One last word about figuring: in less than first class pieces of optical glass, there can exist areas of slight inhomogeneity which will not have appeared clearly during the preliminary transmission test (if you used that) which is specified in Appendix 3. For a 6" objective made with current glass this should not be a problem. But on the other hand, very often when you're testing a lens either in transmission or by looking at its one concave surface by reflection, you don't see the velvety smooth texture to the wavefront which is the pride and joy of a mirror maker. The lens may look somewhat blotchy as though you have ripple.

Don't worry about this. It's difficult to get crown and flint as smooth-looking as Pyrex, in the first place, and secondly by reflection their images are more plagued with thermal effects, since they are not low expansion glasses. Moreover, in the autcollimation test you're looking in double-pass at an f/15 wavefront. It's never going to look as smooth as a single-pass center of curvature test on an f/6 or shorter mirror. It's much too sensitive. Your mirror wasn't really so smooth anyway: the knife-edge test just wasn't powerful enough to reveal the residual roughness. But real roughness in a refractor would look horrible by the autcollimation test. Try a star test, or look at the Moon, when you finish figuring. Do these objects seem less sharp than in an equal-sized Newtonian? Chances are that if the figure is decent, you'll be amazed at how razor sharp the images looks.

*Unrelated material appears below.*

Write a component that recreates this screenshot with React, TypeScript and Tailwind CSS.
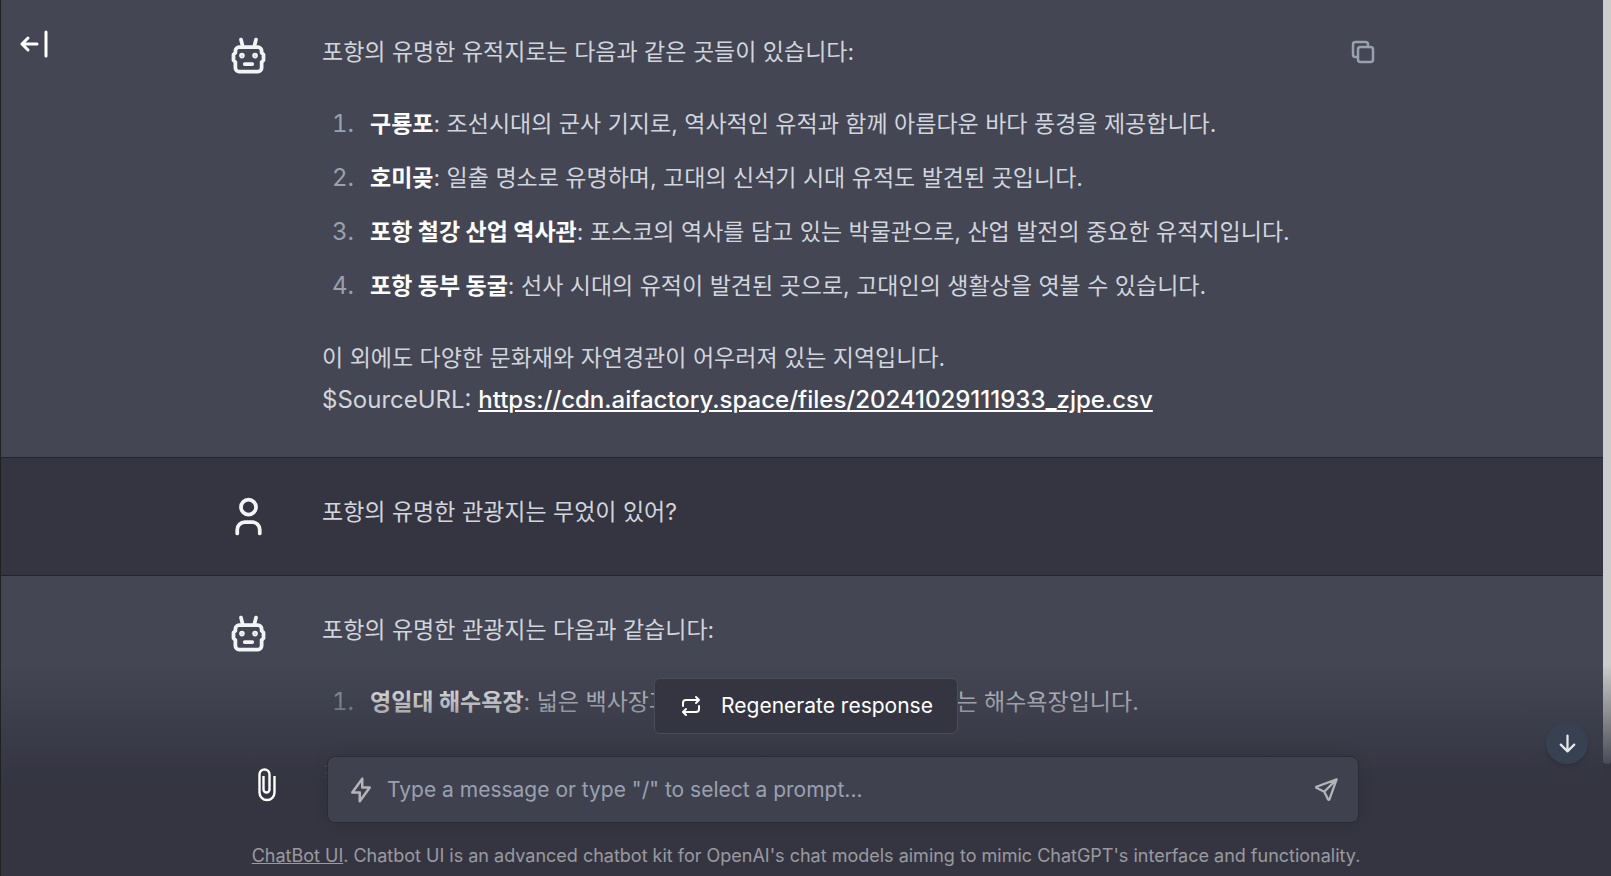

As for the inhomogeneities, if you find any they should be small. You can try to do what Alvan Clark did: put some rouge on your fingertips and figure them gently away. It lies beyond my scope to discuss finger polishing, but you may get some useful hints from Texerau, chapter 10-7 ("Polishing and Retouching"). Personally, I have never so-far seen a disk that I could successfully figure by finger polishing. Good luck!